The Muslim Brotherhood had avoided the protests in previous days, but late on Thursday it announced that its members would take part after Friday prayers.
Mohamed ElBaradei, the former head of the UN nuclear watchdog turned democracy advocate, also announced that he would join the demonstrators after returning from the Austrian city of Vienna, where he lives.
"It is a critical time in the life of Egypt. I have come to participate with the Egyptian people," ElBaradei said as he left Cairo airport, where he was greeted by a small group of supporters.
"The desire for change must be respected. The regime must not use violence in the demonstrations."
Earlier, ElBaradei, a Nobel peace laureate, said he was ready to "lead the transition" in Egypt if asked.
Before internet services were disrupted, social networking sites were abuzz with talk that Friday's planned anti-government rallies could be some of the biggest so far calling for the overthrow of the 82-year-old president.

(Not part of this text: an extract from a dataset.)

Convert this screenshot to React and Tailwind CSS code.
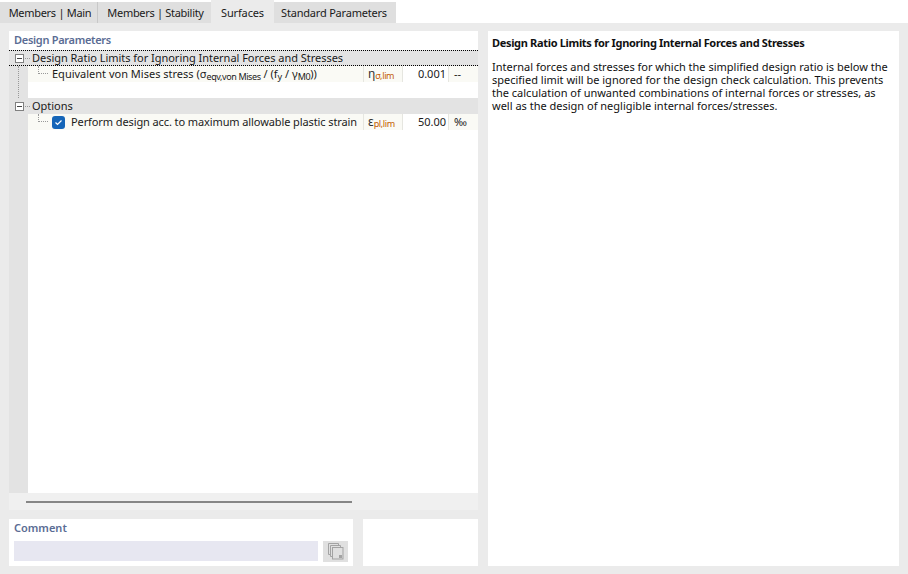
const font = "font-['Noto_Sans','DejaVu_Sans',sans-serif]";

function Tab({ label, active, className }) {
  return (
    <div
      className={`flex items-center justify-center text-[11px] text-[#1a1a1a] ${active ? "h-[23px] bg-[#ebebeb] pt-[3px]" : "mt-[2px] h-[21px] bg-[#dfdfdf] pt-[2px]"} ${className}`}
    >
      {label}
    </div>
  );
}

function Expander() {
  return (
    <div className="flex h-[9px] w-[9px] items-center justify-center border border-[#808080] bg-white">
      <div className="h-px w-[5px] bg-[#444]" />
    </div>
  );
}

function GroupRow({ label, focused }) {
  return (
    <div
      className={`flex h-4 items-center bg-[#e3e3e3] pl-[6px] ${focused ? "border-y border-dotted border-black" : ""}`}
    >
      <Expander />
      <div className="ml-px mr-[2px] w-[5px] border-t border-dotted border-[#999]" />
      <span className="text-[11px] tracking-[-0.03px] text-[#1a1a1a]">{label}</span>
    </div>
  );
}

function ParamRow({ children, symbol, sub, value, unit }) {
  return (
    <div className="flex h-4 bg-white">
      <div className="w-[19px] bg-[#e3e3e3]" />
      <div className="flex flex-1 bg-[#fafaf5]">
        <div className="flex w-[335px] items-center pl-[10px]">
          <div className="mr-[4px] h-[8px] w-[10px] -translate-y-1 border-b border-l border-dotted border-[#999]" />
          {children}
        </div>
        <div className="flex w-[40px] items-center border-x border-[#e6e6e0] pl-[4px] text-[12px] leading-none text-[#333]">
          {symbol}
          <sub className="static mt-[3px] text-[9px] leading-none tracking-[-0.35px] text-[#c25a00]">{sub}</sub>
        </div>
        <div className="flex w-[46px] items-center justify-end border-r border-[#e6e6e0] bg-white pr-[2px] text-[11px] text-[#1a1a1a]">
          {value}
        </div>
        <div className="flex flex-1 items-center pl-[5px] text-[11px] text-[#1a1a1a]">{unit}</div>
      </div>
    </div>
  );
}

function CopyIcon() {
  return (
    <svg width="16" height="17" viewBox="0 0 16 17" fill="none" stroke="#a3a3a3" strokeWidth="1">
      <path d="M2.5 11.5h-2v-11h10v2" />
      <path d="M4.5 13.5h-2v-11h10v2" />
      <rect x="4.5" y="4.5" width="10.5" height="11.5" fill="#e0e0e0" />
      <rect x="11" y="12" width="3" height="3" fill="#a3a3a3" stroke="none" />
    </svg>
  );
}

export default function App() {
  return (
    <div className={`${font} flex h-[574px] w-[908px] flex-col overflow-hidden bg-[#ebebeb]`}>
      <div className="flex h-[23px] bg-white">
        <Tab label={<span className="tracking-[-0.3px]">Members | Main</span>} className="w-[98px] border-r border-[#c8c8c8] pl-[3px]" />
        <Tab label={<span className="tracking-[-0.3px]">Members | Stability</span>} className="w-[113px] pl-[2px]" />
        <Tab label={<span className="tracking-[-0.15px]">Surfaces</span>} active className="w-[63px]" />
        <Tab label={<span className="tracking-[-0.2px]">Standard Parameters</span>} className="w-[122px] pr-[2px]" />
      </div>

      <div className="flex flex-1 gap-[10px] pb-2 pl-[9px] pr-[9px] pt-2">
        <div className="flex w-[469px] flex-col gap-[9px]">
          <div className="flex h-[479px] flex-col bg-white">
            <div className="flex h-[19px] items-center pl-[5px] text-[11px] font-semibold tracking-[-0.3px] text-[#5a6c94]">
              Design Parameters
            </div>
            <div className="relative flex flex-1 flex-col">
              <GroupRow label="Design Ratio Limits for Ignoring Internal Forces and Stresses" focused />
              <ParamRow symbol="η" sub="σ,lim" value="0.001" unit="--">
                <span className="whitespace-nowrap text-[11px] text-[#1a1a1a]">
                  Equivalent von Mises stress (σ
                  <sub className="static align-[-2px] text-[9px] leading-none tracking-[-0.4px]">eqv,von Mises</sub> / (f
                  <sub className="static align-[-2px] text-[9px] leading-none">y</sub> / γ
                  <sub className="static align-[-2px] text-[9px] leading-none tracking-[-0.4px]">M0</sub>))
                </span>
              </ParamRow>
              <div className="flex h-4">
                <div className="w-[19px] bg-[#e3e3e3]" />
              </div>
              <GroupRow label="Options" />
              <ParamRow symbol="ε" sub="pl,lim" value="50.00" unit="‰">
                <div className="mr-[6px] flex h-[13px] w-[13px] items-center justify-center rounded-[3px] bg-[#1565b8]">
                  <svg width="9" height="9" viewBox="0 0 9 9" fill="none" stroke="white" strokeWidth="1.2">
                    <path d="M1.5 4.5l2 2 4-4" />
                  </svg>
                </div>
                <span className="whitespace-nowrap text-[11px] tracking-[-0.1px] text-[#1a1a1a]">
                  Perform design acc. to maximum allowable plastic strain
                </span>
              </ParamRow>
              <div className="flex flex-1">
                <div className="w-[19px] bg-[#e3e3e3]" />
              </div>
              <div className="absolute left-[9px] top-[16px] h-[32px] border-l border-dotted border-[#999]" />
            </div>
            <div className="flex h-[17px] items-center bg-[#f0f0f0] pl-[17px]">
              <div className="h-[2px] w-[326px] bg-[#868686]" />
            </div>
          </div>

          <div className="flex h-[47px] gap-[10px]">
            <div className="flex w-[344px] flex-col bg-white pl-[5px] pr-[5px]">
              <div className="flex h-[19px] items-center text-[11px] font-semibold text-[#5a6c94]">Comment</div>
              <div className="flex gap-[5px] pt-[3px]">
                <div className="h-5 flex-1 bg-[#e7e7f1]" />
                <div className="flex h-[21px] w-[25px] items-center justify-center bg-[#e0e0e0]">
                  <CopyIcon />
                </div>
              </div>
            </div>
            <div className="flex-1 bg-white" />
          </div>
        </div>

        <div className="flex-1 bg-white px-1 pt-[5px] text-[11px] leading-[13px] text-[#111]">
          <div className="h-[13px] whitespace-nowrap font-bold tracking-[-0.33px]">
            Design Ratio Limits for Ignoring Internal Forces and Stresses
          </div>
          <p className="mt-[11px]">
            Internal forces and stresses for which the simplified design ratio is below the specified limit will be
            ignored for the design check calculation. This prevents the calculation of unwanted combinations of
            internal forces or stresses, as well as the design of negligible internal forces/stresses.
          </p>
        </div>
      </div>
    </div>
  );
}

Millions of people gather at mosques across Cairo for Friday prayers, providing organisers with a huge number of people already out on the streets to tap into.
But on Friday, the Italy-based Seabone internet provider said there was no internet traffic going into or out of the country after 12:30 am local time on Friday.
Despite the security crackdown, protesters continue to vent their anger on the streets.
Protesters hurled Molotov cocktails at a fire station in the city of Suez, setting it ablaze on Thursday. At another rally near Giza on the outskirts of Cairo, police used tear gas to break up hundreds of protesters late at night.
Cairo, normally vibrant on a Thursday night ahead of the weekend, was largely deserted, with shops and restaurants shut. In Ismailia, hundreds of protesters clashed with police who used tear gas and batons to disperse them.
"This is a revolution," one 16-year-old protester said in Suez . "Every day we're coming back here."
"The intensity continues to increase," Al Jazeera's Jamal Elshayyal reported from Suez.
"There have been fierce clashes with rubber-coated steel bullets being fired by the riot police as well as tear gas."
Human Rights Watch said Egyptian police had escalated the use of force against largely peaceful demonstrations, calling it "wholly unacceptable and disproportionate".
Barack Obama, the US president, urged both the government and protesters to show restraint as they expressed their "pent-up frustrations".
"It is very important that people have mechanisms in order to express legitimate grievances," he said as he answered questions from an online audience on the YouTube website.
Obama also urged Mubarak to make changes to the political system to appease the angry protesters.
"I've always said to him that making sure that they are moving forward on reform - political reform, economic reform - is absolutely critical for the long-term well-being of Egypt."